WITH REGARD TO YOUR REQUEST TO REFORM THE CONTRACT BECAUSE OF THE ACTUAL MISTAKE OF THE PARTIES IN ESTIMATING THE QUANTITIES OF TRASH TO BE REMOVED, THERE IS NO LEGAL JUSTIFICATION FOR SUCH ACTION HERE. REFORMATION OF AN INSTRUMENT MUST BE PREDICATED UPON THE MUTUAL MISTAKE OF THE PARTIES, AS WHERE THE CONTRACT, AS FINALLY DRAWN, DOES NOT REFLECT THE ACTUAL INTENT OF THE PARTIES AND IT IS ESTABLISHED CLEARLY WHAT THE CONTRACT ACTUALLY WAS OR WOULD HAVE BEEN BUT FOR THE MISTAKE. 30 COMP. GEN. 220; 26 ID. 899; 37 ID. 688; 20 ID. 533. THE PURPOSE OF REFORMATION IS NOT TO MAKE A NEW AGREEMENT BETWEEN THE PARTIES, BUT, RATHER, TO ESTABLISH THE ALREADY EXISTING ONE. IN ORDER TO JUSTIFY THE REFORMATION OF ANY INSTRUMENT, THE MUTUAL MISTAKE MUST HAVE BEEN IN DRAWING THE INSTRUMENT AND NOT IN MAKING THE CONTRACT OUT OF WHICH IT GREW OR WHICH IT EVIDENCES. SEE 76 C.J.S., REFORMATION OF INSTRUMENTS, SEC. 25 (C), AND AUTHORITIES THERE SHOWN THAT THE PARTIES WOULD HAVE COME TO A CERTAIN AGREEMENT HAD THEY BEEN AWARE OF THE ACTUAL FACTS. 39 COMP. GEN. 660, CITING WILLISTON ON CONTRACTS (REV.ED.), SECTION 1548.

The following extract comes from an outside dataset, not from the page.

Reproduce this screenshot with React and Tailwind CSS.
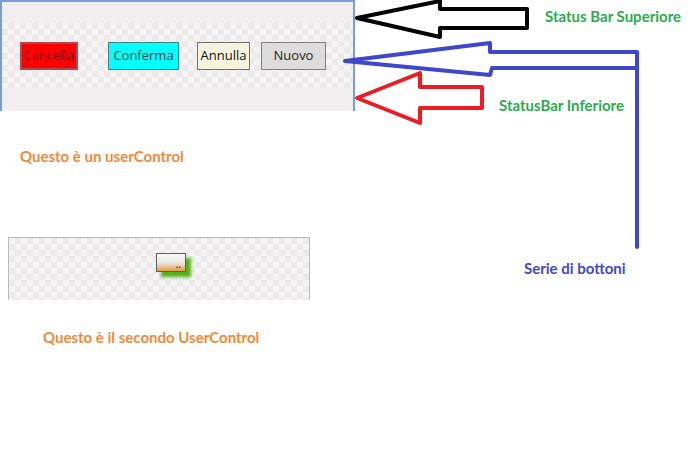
import React from "react";

const checker =
  "bg-[repeating-conic-gradient(#ebe9e9_0_25%,#f5f3f3_0_50%)] bg-[length:12px_12px]";

const label = "absolute text-[15px] font-bold leading-[18px] whitespace-nowrap";

function FormButton({ children, className }) {
  return (
    <button
      className={
        "h-[28px] border text-[13px] leading-none flex items-center justify-center " +
        className
      }
    >
      {children}
    </button>
  );
}

/* ================= ANNOTATION ARROWS ================= */
function Arrows() {
  return (
    <svg
      className="absolute left-0 top-0 pointer-events-none"
      width="696"
      height="470"
      viewBox="0 0 696 470"
    >
      <polygon
        points="357,18 440,1 440,9 527,9 527,28 440,28 440,37"
        fill="none"
        stroke="#000"
        strokeWidth="4"
        strokeLinejoin="round"
      />
      <polygon
        points="345,61 490,43 490,52 637,52 637,68 492,68 490,75"
        fill="none"
        stroke="#3f48cc"
        strokeWidth="4"
        strokeLinejoin="round"
      />
      <line x1="637" y1="54" x2="637" y2="247" stroke="#3f48cc" strokeWidth="4" strokeLinecap="round" />
      <polygon
        points="357,98 420,73 420,87 482,87 482,108 420,108 420,123"
        fill="none"
        stroke="#ed1c24"
        strokeWidth="4"
        strokeLinejoin="round"
      />
    </svg>
  );
}

export default function App() {
  return (
    <div
      className="relative w-[696px] h-[470px] bg-white overflow-hidden"
      style={{ fontFamily: "'Open Sans', sans-serif" }}
    >
      {/* FIRST USER CONTROL */}
      <div className="w-[355px] h-[111px] border-l-2 border-t-2 border-r-2 border-[#7a9cd8] bg-[#f0eeee] flex flex-col">
        <div className="h-[21px]" />
        <div className={"h-[65px] flex items-center pl-[18px] " + checker}>
          <FormButton className="w-[58px] bg-[#ff0000] border-[#a84c4c] border-2 text-[#6a0000]">
            Cancella
          </FormButton>
          <FormButton className="w-[71px] ml-[30px] bg-[#00ffff] border-[#3f8585] text-[#1e3c3c]">
            Conferma
          </FormButton>
          <FormButton className="w-[53px] ml-[18px] bg-[#f6f4de] border-[#707070] text-[#111]">
            Annulla
          </FormButton>
          <FormButton className="w-[65px] ml-[11px] bg-[#dcdcdc] border-[#808080] text-[#222]">
            Nuovo
          </FormButton>
        </div>
      </div>

      <div
        className="ml-[20px] mt-[36px] text-[15px] font-bold leading-[18px] text-[#f08a3a]"
        style={{ fontFamily: "Lato, sans-serif" }}
      >
        Questo è un userControl
      </div>

      {/* SECOND USER CONTROL */}
      <div className={"ml-[8px] mt-[72px] w-[302px] h-[63px] border-x border-t border-[#b9b9b9] pl-[147px] pt-[15px] " + checker}>
        <button className="w-[30px] h-[19px] border border-[#5e5e5e] bg-linear-to-b from-[#f7f7f7] via-[#ebe7e2] to-[#e49a3a] shadow-[5px_5px_3px_#53b21c] flex items-end justify-end pr-[4px] text-[9px] font-bold leading-[12px] text-[#333]">
          ..
        </button>
      </div>

      <div
        className="ml-[43px] mt-[28px] text-[15px] font-bold leading-[18px] text-[#f08a3a]"
        style={{ fontFamily: "Lato, sans-serif" }}
      >
        Questo è il secondo UserControl
      </div>

      <Arrows />

      <div className={label + " left-[545px] top-[7px] text-[#2eaa4f]"} style={{ fontFamily: "Lato, sans-serif" }}>
        Status Bar Superiore
      </div>
      <div className={label + " left-[499px] top-[96px] text-[#2eaa4f]"} style={{ fontFamily: "Lato, sans-serif" }}>
        StatusBar Inferiore
      </div>
      <div className={label + " left-[524px] top-[259px] text-[#3f48cc]"} style={{ fontFamily: "Lato, sans-serif" }}>
        Serie di bottoni
      </div>
    </div>
  );
}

APPLYING THE ABOVE RULES TO THE PRESENT CASE, THERE CAN BE NO DOUBT THAT THE CONTRACT, AS MADE, WAS THE INTENDED AGREEMENT OF THE PARTIES. WHILE IT MAY BE TRUE, AS STATED IN YOUR REPORT, THAT A MISTAKE WAS MADE IN ESTIMATING THE QUANTITIES OF TRASH REQUIRED TO BE REMOVED AND DISPOSED OF, THERE IS NO EVIDENCE IN THE RECORD THAT THE CONTRACTOR WAS AWARE OF THE MISTAKE PRIOR TO THE REDUCTION OF THE AGREEMENT TO WRITING. THE MISTAKE WAS MADE BY ONE PARTY ONLY (THE GOVERNMENT) AND IT IS WELL SETTLED THAT A MISTAKE BY ONE PARTY COUPLED WITH IGNORANCE THEREOF BY THE OTHER PARTY DOES NOT CONSTITUTE MUTUAL MISTAKE. 76 C.J.S., REFORMATION OF INSTRUMENTS, SEC. 28 (B). NOR WAS THERE ANY MISTAKE IN DRAWING THE CONTRACT; AS FINALLY FORMALIZED IT CLEARLY EXPRESSED THE INTENTION AND AGREEMENT OF THE PARTIES. UPON ACCEPTANCE OF THE BID, THE CONTRACT (CONSISTING OF THE BID, ITS ACCEPTANCE, AND THE INVITATION FOR BIDS WITH ITS ACCOMPANYING SCHEDULES, SPECIFICATIONS AND GENERAL CONDITIONS), WAS COMPLETE AND THERE WAS NOTHING FURTHER TO DRAW.

UNDER THE CIRCUMSTANCES, WE HAVE NO ALTERNATIVE BUT TO CONCLUDE THAT THERE IS NO LEGAL BASIS FOR REFORMING THE CONTRACT AND RELIEVING THE CONTRACTOR FROM ITS OBLIGATION THEREUNDER TO FURNISH ALL REQUIRED TRASH REMOVAL AND DISPOSAL SERVICES DURING THE PERIOD COVERED BY THE CONTRACT.